• What to work on: Please copy all the lines that follow, word for word.

• Source data:
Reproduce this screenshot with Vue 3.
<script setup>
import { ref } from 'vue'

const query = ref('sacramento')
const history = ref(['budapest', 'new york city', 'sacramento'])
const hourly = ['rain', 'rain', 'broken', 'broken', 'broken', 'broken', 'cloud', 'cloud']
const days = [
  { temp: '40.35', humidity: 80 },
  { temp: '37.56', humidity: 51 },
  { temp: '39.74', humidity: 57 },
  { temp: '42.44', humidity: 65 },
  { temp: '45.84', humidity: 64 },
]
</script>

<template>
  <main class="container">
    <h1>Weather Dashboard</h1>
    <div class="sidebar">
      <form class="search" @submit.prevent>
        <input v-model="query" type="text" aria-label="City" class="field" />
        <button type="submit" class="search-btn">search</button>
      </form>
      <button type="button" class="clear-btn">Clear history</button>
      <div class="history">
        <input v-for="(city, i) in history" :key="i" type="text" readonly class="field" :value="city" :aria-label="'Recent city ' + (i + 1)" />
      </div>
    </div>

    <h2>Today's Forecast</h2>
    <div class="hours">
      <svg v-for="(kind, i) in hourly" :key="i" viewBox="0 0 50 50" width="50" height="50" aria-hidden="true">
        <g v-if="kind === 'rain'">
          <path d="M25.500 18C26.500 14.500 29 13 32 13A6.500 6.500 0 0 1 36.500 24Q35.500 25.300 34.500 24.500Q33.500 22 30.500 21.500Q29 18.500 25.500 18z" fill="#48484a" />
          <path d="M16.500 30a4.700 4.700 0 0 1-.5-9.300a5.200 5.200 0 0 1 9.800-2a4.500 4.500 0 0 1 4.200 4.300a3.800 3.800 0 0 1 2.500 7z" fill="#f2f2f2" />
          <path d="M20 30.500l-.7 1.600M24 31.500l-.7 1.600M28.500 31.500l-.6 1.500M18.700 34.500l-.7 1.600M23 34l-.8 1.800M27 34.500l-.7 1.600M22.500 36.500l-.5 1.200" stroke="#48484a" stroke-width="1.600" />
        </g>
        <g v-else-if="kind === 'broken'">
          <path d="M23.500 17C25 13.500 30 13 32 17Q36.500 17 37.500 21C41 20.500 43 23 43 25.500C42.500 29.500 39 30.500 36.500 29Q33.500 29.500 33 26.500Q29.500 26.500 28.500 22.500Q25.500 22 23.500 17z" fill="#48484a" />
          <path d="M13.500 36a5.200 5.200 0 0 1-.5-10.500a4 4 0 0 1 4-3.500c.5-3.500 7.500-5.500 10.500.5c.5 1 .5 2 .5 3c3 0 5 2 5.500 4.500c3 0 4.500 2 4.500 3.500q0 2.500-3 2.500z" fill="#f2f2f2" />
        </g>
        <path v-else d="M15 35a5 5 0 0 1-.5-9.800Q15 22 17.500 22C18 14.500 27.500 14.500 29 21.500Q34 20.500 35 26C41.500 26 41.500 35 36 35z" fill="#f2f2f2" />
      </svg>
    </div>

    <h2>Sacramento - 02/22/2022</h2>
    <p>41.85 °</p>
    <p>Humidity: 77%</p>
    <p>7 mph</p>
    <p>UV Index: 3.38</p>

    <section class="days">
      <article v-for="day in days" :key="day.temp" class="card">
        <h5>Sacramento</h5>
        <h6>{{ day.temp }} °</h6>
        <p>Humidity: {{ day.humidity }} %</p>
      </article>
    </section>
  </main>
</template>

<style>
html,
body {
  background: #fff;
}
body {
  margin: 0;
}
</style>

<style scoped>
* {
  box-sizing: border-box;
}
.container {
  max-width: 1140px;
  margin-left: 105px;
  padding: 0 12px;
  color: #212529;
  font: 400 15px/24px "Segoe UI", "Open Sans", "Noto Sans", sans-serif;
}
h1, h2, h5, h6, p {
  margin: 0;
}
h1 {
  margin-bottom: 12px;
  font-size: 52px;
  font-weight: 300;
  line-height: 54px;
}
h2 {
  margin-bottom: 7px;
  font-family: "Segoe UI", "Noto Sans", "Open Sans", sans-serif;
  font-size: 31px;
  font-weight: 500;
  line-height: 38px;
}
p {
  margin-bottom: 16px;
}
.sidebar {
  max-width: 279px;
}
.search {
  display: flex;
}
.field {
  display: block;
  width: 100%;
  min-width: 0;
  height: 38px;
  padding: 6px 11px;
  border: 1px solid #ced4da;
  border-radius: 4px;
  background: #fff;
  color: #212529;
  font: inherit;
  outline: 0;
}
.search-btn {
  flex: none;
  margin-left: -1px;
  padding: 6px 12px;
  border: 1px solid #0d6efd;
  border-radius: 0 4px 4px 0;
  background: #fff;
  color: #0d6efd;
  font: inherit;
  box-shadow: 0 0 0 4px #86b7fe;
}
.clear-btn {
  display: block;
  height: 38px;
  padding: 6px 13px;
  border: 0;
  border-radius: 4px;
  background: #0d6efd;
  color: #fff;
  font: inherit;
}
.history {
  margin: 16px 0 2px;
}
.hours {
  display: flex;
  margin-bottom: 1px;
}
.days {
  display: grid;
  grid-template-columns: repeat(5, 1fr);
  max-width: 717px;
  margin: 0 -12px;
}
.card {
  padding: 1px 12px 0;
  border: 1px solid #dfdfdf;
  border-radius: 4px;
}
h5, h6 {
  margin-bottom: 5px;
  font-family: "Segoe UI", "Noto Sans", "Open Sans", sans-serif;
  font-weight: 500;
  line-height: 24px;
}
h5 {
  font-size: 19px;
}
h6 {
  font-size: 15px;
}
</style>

• Exercise response:
Reproduce this screenshot with Vue 3.
<script setup>
import { ref } from 'vue'

const query = ref('sacramento')
const history = ref(['budapest', 'new york city', 'sacramento'])
const hourly = ['rain', 'rain', 'broken', 'broken', 'broken', 'broken', 'cloud', 'cloud']
const days = [
  { temp: '40.35', humidity: 80 },
  { temp: '37.56', humidity: 51 },
  { temp: '39.74', humidity: 57 },
  { temp: '42.44', humidity: 65 },
  { temp: '45.84', humidity: 64 },
]
</script>

<template>
  <main class="container">
    <h1>Weather Dashboard</h1>
    <div class="sidebar">
      <form class="search" @submit.prevent>
        <input v-model="query" type="text" aria-label="City" class="field" />
        <button type="submit" class="search-btn">search</button>
      </form>
      <button type="button" class="clear-btn">Clear history</button>
      <div class="history">
        <input v-for="(city, i) in history" :key="i" type="text" readonly class="field" :value="city" :aria-label="'Recent city ' + (i + 1)" />
      </div>
    </div>

    <h2>Today's Forecast</h2>
    <div class="hours">
      <svg v-for="(kind, i) in hourly" :key="i" viewBox="0 0 50 50" width="50" height="50" aria-hidden="true">
        <g v-if="kind === 'rain'">
          <path d="M25.500 18C26.500 14.500 29 13 32 13A6.500 6.500 0 0 1 36.500 24Q35.500 25.300 34.500 24.500Q33.500 22 30.500 21.500Q29 18.500 25.500 18z" fill="#48484a" />
          <path d="M16.500 30a4.700 4.700 0 0 1-.5-9.300a5.200 5.200 0 0 1 9.800-2a4.500 4.500 0 0 1 4.200 4.300a3.800 3.800 0 0 1 2.500 7z" fill="#f2f2f2" />
          <path d="M20 30.500l-.7 1.600M24 31.500l-.7 1.600M28.500 31.500l-.6 1.500M18.700 34.500l-.7 1.600M23 34l-.8 1.800M27 34.500l-.7 1.600M22.500 36.500l-.5 1.200" stroke="#48484a" stroke-width="1.600" />
        </g>
        <g v-else-if="kind === 'broken'">
          <path d="M23.500 17C25 13.500 30 13 32 17Q36.500 17 37.500 21C41 20.500 43 23 43 25.500C42.500 29.500 39 30.500 36.500 29Q33.500 29.500 33 26.500Q29.500 26.500 28.500 22.500Q25.500 22 23.500 17z" fill="#48484a" />
          <path d="M13.500 36a5.200 5.200 0 0 1-.5-10.500a4 4 0 0 1 4-3.500c.5-3.500 7.500-5.500 10.500.5c.5 1 .5 2 .5 3c3 0 5 2 5.500 4.500c3 0 4.500 2 4.500 3.500q0 2.500-3 2.500z" fill="#f2f2f2" />
        </g>
        <path v-else d="M15 35a5 5 0 0 1-.5-9.800Q15 22 17.500 22C18 14.500 27.500 14.500 29 21.500Q34 20.500 35 26C41.500 26 41.500 35 36 35z" fill="#f2f2f2" />
      </svg>
    </div>

    <h2>Sacramento - 02/22/2022</h2>
    <p>41.85 °</p>
    <p>Humidity: 77%</p>
    <p>7 mph</p>
    <p>UV Index: 3.38</p>

    <section class="days">
      <article v-for="day in days" :key="day.temp" class="card">
        <h5>Sacramento</h5>
        <h6>{{ day.temp }} °</h6>
        <p>Humidity: {{ day.humidity }} %</p>
      </article>
    </section>
  </main>
</template>

<style>
html,
body {
  background: #fff;
}
body {
  margin: 0;
}
</style>

<style scoped>
* {
  box-sizing: border-box;
}
.container {
  max-width: 1140px;
  margin-left: 105px;
  padding: 0 12px;
  color: #212529;
  font: 400 15px/24px "Segoe UI", "Open Sans", "Noto Sans", sans-serif;
}
h1, h2, h5, h6, p {
  margin: 0;
}
h1 {
  margin-bottom: 12px;
  font-size: 52px;
  font-weight: 300;
  line-height: 54px;
}
h2 {
  margin-bottom: 7px;
  font-family: "Segoe UI", "Noto Sans", "Open Sans", sans-serif;
  font-size: 31px;
  font-weight: 500;
  line-height: 38px;
}
p {
  margin-bottom: 16px;
}
.sidebar {
  max-width: 279px;
}
.search {
  display: flex;
}
.field {
  display: block;
  width: 100%;
  min-width: 0;
  height: 38px;
  padding: 6px 11px;
  border: 1px solid #ced4da;
  border-radius: 4px;
  background: #fff;
  color: #212529;
  font: inherit;
  outline: 0;
}
.search-btn {
  flex: none;
  margin-left: -1px;
  padding: 6px 12px;
  border: 1px solid #0d6efd;
  border-radius: 0 4px 4px 0;
  background: #fff;
  color: #0d6efd;
  font: inherit;
  box-shadow: 0 0 0 4px #86b7fe;
}
.clear-btn {
  display: block;
  height: 38px;
  padding: 6px 13px;
  border: 0;
  border-radius: 4px;
  background: #0d6efd;
  color: #fff;
  font: inherit;
}
.history {
  margin: 16px 0 2px;
}
.hours {
  display: flex;
  margin-bottom: 1px;
}
.days {
  display: grid;
  grid-template-columns: repeat(5, 1fr);
  max-width: 717px;
  margin: 0 -12px;
}
.card {
  padding: 1px 12px 0;
  border: 1px solid #dfdfdf;
  border-radius: 4px;
}
h5, h6 {
  margin-bottom: 5px;
  font-family: "Segoe UI", "Noto Sans", "Open Sans", sans-serif;
  font-weight: 500;
  line-height: 24px;
}
h5 {
  font-size: 19px;
}
h6 {
  font-size: 15px;
}
</style>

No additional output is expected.